:: WHAT NEEDS TO BE DONE ::
Collect all lines containing the word "screenshot" from the data.

───── RECORDS SHOWN ─────

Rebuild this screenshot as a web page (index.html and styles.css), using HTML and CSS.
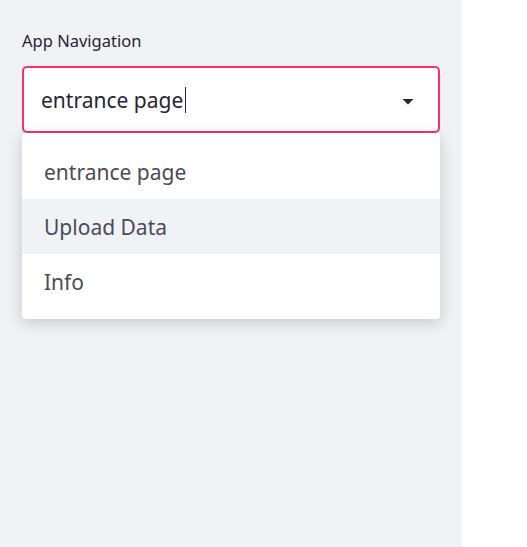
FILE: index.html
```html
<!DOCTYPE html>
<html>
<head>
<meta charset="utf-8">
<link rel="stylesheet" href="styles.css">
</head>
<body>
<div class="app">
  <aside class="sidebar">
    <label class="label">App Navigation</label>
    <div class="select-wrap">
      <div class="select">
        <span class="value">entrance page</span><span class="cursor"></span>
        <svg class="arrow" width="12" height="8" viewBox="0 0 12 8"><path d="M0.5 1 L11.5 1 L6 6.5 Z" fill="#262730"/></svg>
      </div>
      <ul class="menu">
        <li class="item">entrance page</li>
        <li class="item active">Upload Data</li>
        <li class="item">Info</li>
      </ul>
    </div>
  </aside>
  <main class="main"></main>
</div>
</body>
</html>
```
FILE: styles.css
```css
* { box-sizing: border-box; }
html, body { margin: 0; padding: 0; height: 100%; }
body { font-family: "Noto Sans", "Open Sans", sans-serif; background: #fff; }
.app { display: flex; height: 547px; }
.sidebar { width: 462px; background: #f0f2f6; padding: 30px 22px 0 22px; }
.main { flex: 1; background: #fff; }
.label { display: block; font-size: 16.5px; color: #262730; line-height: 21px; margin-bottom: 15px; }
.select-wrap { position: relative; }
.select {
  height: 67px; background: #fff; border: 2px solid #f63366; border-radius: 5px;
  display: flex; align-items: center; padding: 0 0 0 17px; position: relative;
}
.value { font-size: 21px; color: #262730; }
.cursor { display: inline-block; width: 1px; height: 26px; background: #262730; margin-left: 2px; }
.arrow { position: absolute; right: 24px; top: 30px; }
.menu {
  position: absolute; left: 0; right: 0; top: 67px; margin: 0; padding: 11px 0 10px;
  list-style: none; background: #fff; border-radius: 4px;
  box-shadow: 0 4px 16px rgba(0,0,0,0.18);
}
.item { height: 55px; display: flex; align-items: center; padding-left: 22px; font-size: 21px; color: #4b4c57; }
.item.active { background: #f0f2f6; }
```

─────
───── RECORDS SHOWN ─────

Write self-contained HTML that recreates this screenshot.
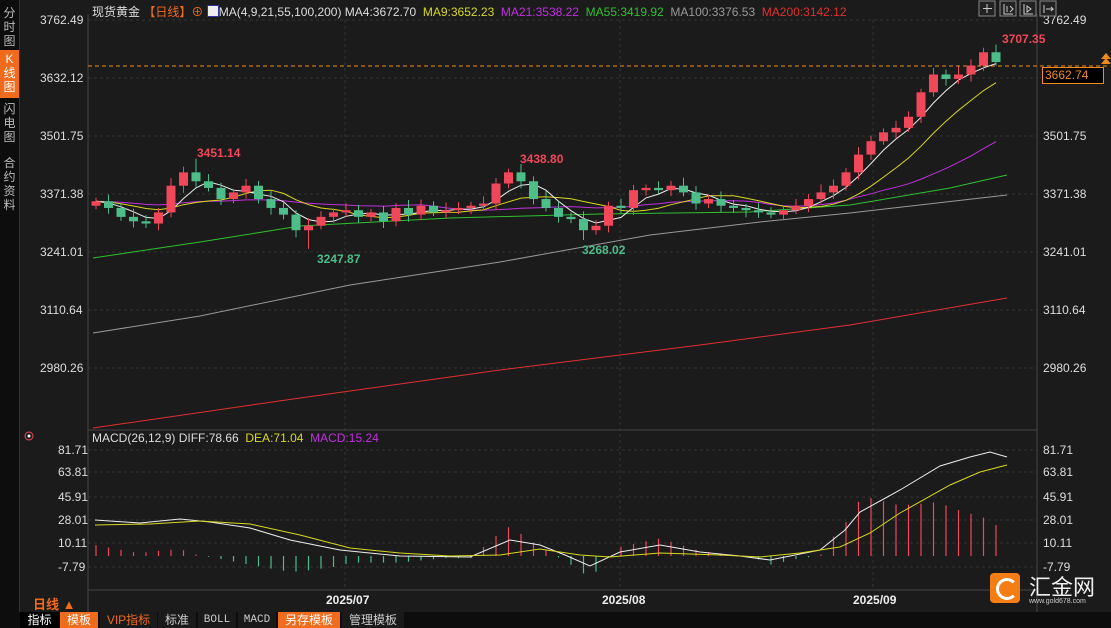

─────
───── RECORDS SHOWN ─────

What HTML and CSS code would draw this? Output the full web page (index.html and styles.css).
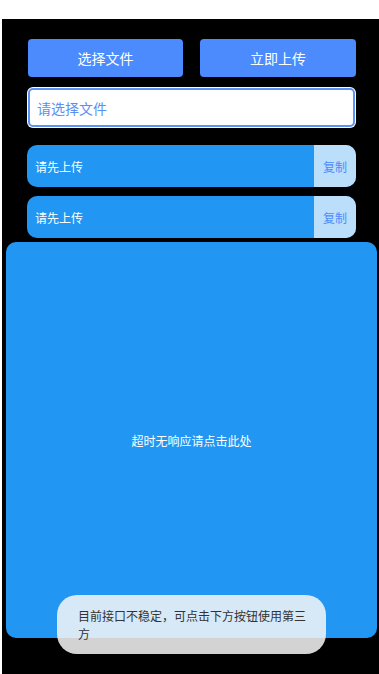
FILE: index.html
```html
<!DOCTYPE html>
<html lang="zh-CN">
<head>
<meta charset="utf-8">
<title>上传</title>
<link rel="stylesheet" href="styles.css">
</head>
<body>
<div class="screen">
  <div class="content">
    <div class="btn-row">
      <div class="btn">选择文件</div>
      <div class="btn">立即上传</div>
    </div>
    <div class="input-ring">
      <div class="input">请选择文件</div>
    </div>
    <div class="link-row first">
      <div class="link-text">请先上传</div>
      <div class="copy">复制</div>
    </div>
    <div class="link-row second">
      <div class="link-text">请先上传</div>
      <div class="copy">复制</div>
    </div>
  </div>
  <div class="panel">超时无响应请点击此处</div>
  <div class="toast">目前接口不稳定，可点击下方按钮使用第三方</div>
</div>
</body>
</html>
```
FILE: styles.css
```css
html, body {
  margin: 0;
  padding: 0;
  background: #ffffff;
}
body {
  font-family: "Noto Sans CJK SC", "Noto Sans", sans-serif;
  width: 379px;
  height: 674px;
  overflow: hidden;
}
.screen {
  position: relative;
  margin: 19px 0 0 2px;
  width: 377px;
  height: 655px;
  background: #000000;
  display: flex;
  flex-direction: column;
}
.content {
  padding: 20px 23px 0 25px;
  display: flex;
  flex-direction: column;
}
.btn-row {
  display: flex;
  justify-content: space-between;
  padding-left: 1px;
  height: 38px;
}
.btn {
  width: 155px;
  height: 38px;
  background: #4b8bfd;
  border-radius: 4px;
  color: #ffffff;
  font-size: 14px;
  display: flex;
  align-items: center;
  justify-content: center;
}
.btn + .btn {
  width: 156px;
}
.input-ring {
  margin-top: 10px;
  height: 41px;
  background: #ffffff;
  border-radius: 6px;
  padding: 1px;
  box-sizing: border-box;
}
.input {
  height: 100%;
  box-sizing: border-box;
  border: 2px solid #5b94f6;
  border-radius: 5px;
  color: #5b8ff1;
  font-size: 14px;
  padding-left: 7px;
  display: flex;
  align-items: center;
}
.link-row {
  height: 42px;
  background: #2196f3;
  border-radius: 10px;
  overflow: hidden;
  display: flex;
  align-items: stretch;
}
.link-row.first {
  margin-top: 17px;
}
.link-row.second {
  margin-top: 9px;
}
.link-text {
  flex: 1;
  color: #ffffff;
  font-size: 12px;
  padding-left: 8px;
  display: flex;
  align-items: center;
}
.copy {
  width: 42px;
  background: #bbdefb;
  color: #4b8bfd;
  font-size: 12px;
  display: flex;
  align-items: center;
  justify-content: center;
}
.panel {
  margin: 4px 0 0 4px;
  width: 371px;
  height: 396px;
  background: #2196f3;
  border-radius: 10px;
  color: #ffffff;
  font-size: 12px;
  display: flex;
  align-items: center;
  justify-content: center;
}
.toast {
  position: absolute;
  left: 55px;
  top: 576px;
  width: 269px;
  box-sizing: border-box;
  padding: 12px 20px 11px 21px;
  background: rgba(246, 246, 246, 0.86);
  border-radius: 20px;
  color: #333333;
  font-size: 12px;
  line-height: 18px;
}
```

─────

:: SOLUTION BELOW ::
Rebuild this screenshot as a web page (index.html and styles.css), using HTML and CSS.
Write self-contained HTML that recreates this screenshot.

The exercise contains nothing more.